Treeless Mountain, So Yong Kim. [B+] april 21st, 2009.

Standing on the rocky hill where, days earlier, they watched their mother disappear onto a bus and out of their lives, two young sisters stare down at the stop they’re hoping to see her at once more. One girl disappears and comes back with a large branch, which the two set about burying into the rocks, propping it up and leaving it standing like a small tree. “That was hard!” shouts the older one before turning back to the station. Nothing comes easily to them, not in a world this big.

So Yong Kim’s follow-up to In Between Days is in many ways an extension of the earlier film’s concerns. In Kim’s debut feature, a teenage girl, recently emigrated from Korea, wanders around an unnamed North American city, mostly during the night, constantly under the watchful eye of homogenous apartment buildings and the dim glow of streetlights, dealing with an unrequited love, a new environment, and an uninspiring new life. What the film excelled at was in depicting the terror of an unfamiliar place, the oppressive qualities a city can take upon when one is alone, unsure and sad. This awareness of and focus on environment continues in Treeless Mountain. The story concerns two sisters whose mother abandons them in order to find their missing father. She passes them off to their ambivalent aunt, who eventually passes them off to their grandparents, to live on their farm.

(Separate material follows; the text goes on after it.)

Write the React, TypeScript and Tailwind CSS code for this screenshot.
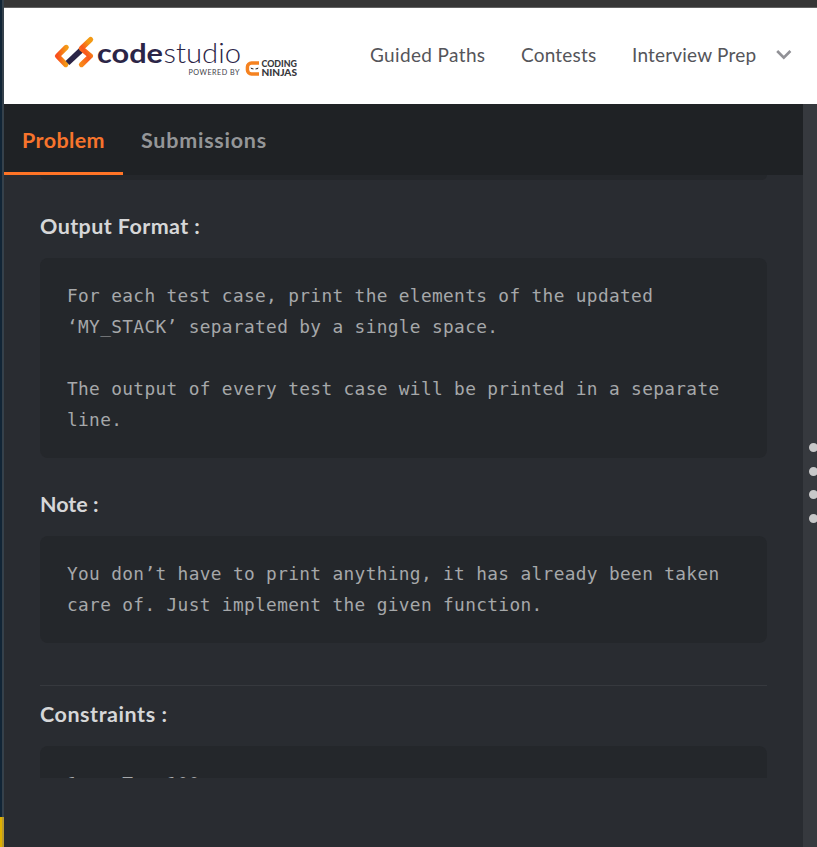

The film is simply an account of how these moments come to pass and, more importantly, how the girls deal with them. It’s thoroughly realistic in its depiction of these events and narrative trajectory, but its focus is less on narrative than on the effect of these experiences, and so it’s also an extraordinarily subjective film. In some wide shots you practically lose sight of the girls altogether, dwarfed as they are by the massive environment around them and the sudden, not entirely understandable changes in their lives. Most of the film is shot in close-up, and in these instances things happening in the foreground of the shot often eclipse the girls, activity that sometimes threatens to obscure them altogether.

In Between Days was almost aggressively monotonous, which was effective given its subject and narrative, but which also made it something of a chore to watch at times. It was arranged so that many scenes transitioned from one to another linked solely by lingering landscape shots, which wound up giving the film some visible seams that also reduced its sense of urgency and immediacy. Treeless Mountain is similarly bogged down at times, but it rises above these things due to the strength of its performances and cinematography. There is a palpable sense of growth and discovery as the girls turn their plight into a game, learning from a new friend how to barbecue grasshoppers and then turning that knowledge into a little entrepreneurial pursuit in order to buy their aunt a pair of shoes. Narratively it attempts to imbue some fairy tale elements onto the story, the younger sister always wears a princess dress, the grandparents turn out to be something like kindly witches, but it’s ultimately just another textural touch, a game that Kim seemed to enjoy playing with the film and the girls. Treeless Mountain lives off of the texture of the unique experiences it depicts. The thing that glues it all together is the marriage between this exacting subjectivity and the strength of the girls’ performances, which are really the centerpiece of the film. Getting a great performance out of a child actor is one thing, but getting an utterly natural one is really something special. Consequently, almost every moment in this film rings true.